Developing Python on Vertica python vertica programming
Vertica is a very powerful analytics database, and we can easily extend functionality now by building in Python functions. This is great and all, so here I'll focus on setting up a development environment for building a simple UDx.
The documentation from Vertica is not super specific, so this may help!

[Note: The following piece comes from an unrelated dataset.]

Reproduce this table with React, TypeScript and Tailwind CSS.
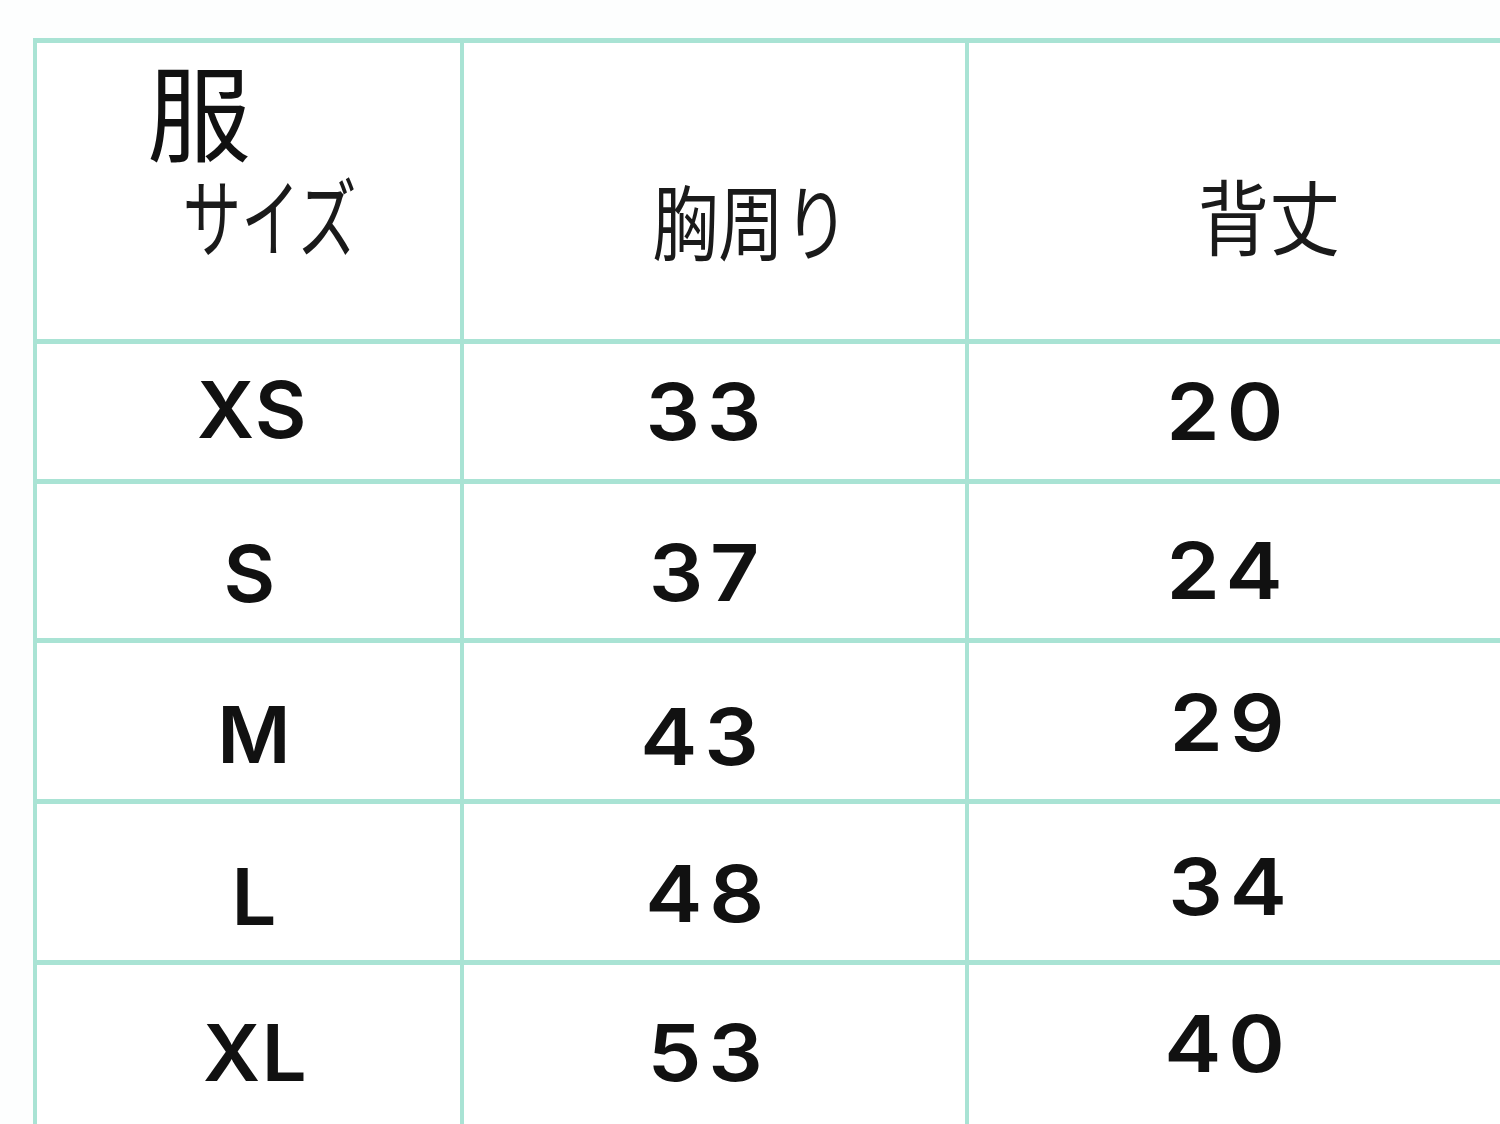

For the local setup, we'll be using https://github.com/jbfavre/docker-vertica/. I'm going to focus on the CentOS version, since it is most similar to Amazon's RHEL images. To get started (on OSX, you need the Docker client first):
docker pull jbfavre/vertica:9.2.0-7_centos-7
Also take a second to get Python 3.5.1 here. Those are the two steps that require the most bandwidth!
Now, run that thing:
docker run -p 5433:5433 jbfavre/vertica:9.2.0-7_centos-7
Grab the name of the running container from `docker ps` command, and set it to `$DOCKERNAME`, and copy in our Python source:
DOCKER_NAME=suspicious_chatelet docker cp Downloads/Python-3.5.1.tgz $DOCKER_NAME:/home/dbadmin/
Phew! We're done with the parts that are specific to a local setup. If you're working on a server somewhere, copy up the `Python-3.5.1.tgz` and put it at `/home/dbadmin/Python-3.5.1.tgz`. For good measure (i.e., if you copied with the root user) make sure it's owned by `dbadmin`:
chown dbadmin /home/dbadmin/Python-3.5.1.tgz
As root, install all of the dependencies that you need for Python. WARNING: these may not be everything that YOU need (see alternative dependencies in an install like this) or rely on the `python3` that is available with the `yum` installer directly.

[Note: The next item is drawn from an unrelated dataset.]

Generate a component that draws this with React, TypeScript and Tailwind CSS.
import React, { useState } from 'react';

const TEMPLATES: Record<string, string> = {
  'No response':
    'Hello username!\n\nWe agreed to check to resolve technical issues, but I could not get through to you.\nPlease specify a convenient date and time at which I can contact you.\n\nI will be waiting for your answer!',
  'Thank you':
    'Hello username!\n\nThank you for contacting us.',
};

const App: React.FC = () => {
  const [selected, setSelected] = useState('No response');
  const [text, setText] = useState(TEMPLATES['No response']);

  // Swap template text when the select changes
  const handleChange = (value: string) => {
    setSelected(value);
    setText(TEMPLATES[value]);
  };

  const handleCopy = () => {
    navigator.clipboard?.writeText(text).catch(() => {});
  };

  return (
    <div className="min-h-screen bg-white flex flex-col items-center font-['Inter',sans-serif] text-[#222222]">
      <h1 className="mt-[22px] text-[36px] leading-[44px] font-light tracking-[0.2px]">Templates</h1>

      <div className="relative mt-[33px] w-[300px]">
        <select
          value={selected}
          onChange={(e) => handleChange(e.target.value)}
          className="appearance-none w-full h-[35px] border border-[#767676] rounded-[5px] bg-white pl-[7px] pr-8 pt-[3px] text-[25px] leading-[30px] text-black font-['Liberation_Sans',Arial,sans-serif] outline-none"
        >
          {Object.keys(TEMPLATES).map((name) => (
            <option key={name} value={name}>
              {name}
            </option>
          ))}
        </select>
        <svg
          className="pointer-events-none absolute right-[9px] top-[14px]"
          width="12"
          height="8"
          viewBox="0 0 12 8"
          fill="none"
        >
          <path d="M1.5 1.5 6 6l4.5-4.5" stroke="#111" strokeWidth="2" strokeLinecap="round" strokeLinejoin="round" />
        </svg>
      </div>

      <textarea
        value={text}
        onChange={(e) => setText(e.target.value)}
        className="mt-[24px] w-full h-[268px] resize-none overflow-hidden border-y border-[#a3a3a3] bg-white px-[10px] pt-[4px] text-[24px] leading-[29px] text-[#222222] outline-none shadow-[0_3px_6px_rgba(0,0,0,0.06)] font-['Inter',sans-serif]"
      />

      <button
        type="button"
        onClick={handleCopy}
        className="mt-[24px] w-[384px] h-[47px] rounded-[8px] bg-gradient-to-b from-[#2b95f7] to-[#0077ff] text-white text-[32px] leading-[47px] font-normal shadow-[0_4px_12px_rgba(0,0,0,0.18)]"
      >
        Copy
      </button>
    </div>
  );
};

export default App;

yum install openssl-devel bzip2-devel expat-devel gdbm-devel readline-devel sqlite-devel
Grab a coffee.
Switch to `dbadmin` user and do:
cd /home/dbadmin/Python-3.5.1 ./configure make make install
Probably another coffee for that one!
If you run the above as `dbadmin`, which you should, skip the `make install` line. Or only do that last line as `root`.
Maybe still as root, though again this should be fine (and preferable) as dbadmin user in the `/home/dbadmin` directory. If you used root for anything above other than `make install`, you might need to keep `root` user active. Here goes:
Python-3.5.1/python -m venv pyenv pyenv/bin/pip install -U pip pyenv/bin/pip install requirements.txt
If you're within a firewall, you might need `–index-url=[your company's artifactory]` for the pip install lines. What is the `requirements.txt` line? All of the packages that your function needs, just like the requirements file from any python package.

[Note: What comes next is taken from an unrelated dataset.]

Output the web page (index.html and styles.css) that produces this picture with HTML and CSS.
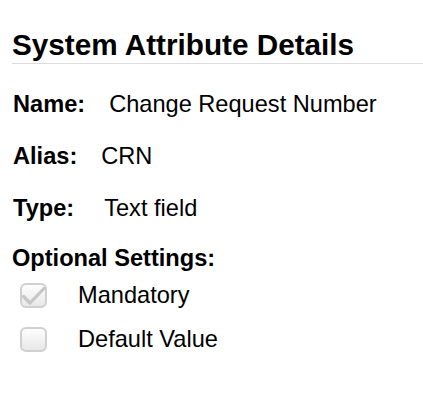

Finally you should be able to execute the SQL needed to build your function! Put your code in `myfunction.py` and then you can run `vsql` as dbadmin, and do:
\set libfile '\''`pwd`'/myfunction.py\'' DROP LIBRARY mylib CASCADE; CREATE LIBRARY mylib AS :libfile DEPENDS '/home/dbadmin/pyenv/lib/python3.5/site-packages/' LANGUAGE 'Python'; CREATE FUNCTION myfunction AS NAME 'myfunction_factory' LIBRARY mylib;
If you run into permissions issues having done all of the Python stuff as `root`, you can get the function to build by opening up the virtual environment permissions using these commands (as `root` in `/home/dbadmin`):
find pyenv -type f -exec chmod 666 {} \; find . -type d -exec chmod 777 {} \;
Cheers! I could build the python3 and package that into a Docker based off the original, but that would be less fun for you.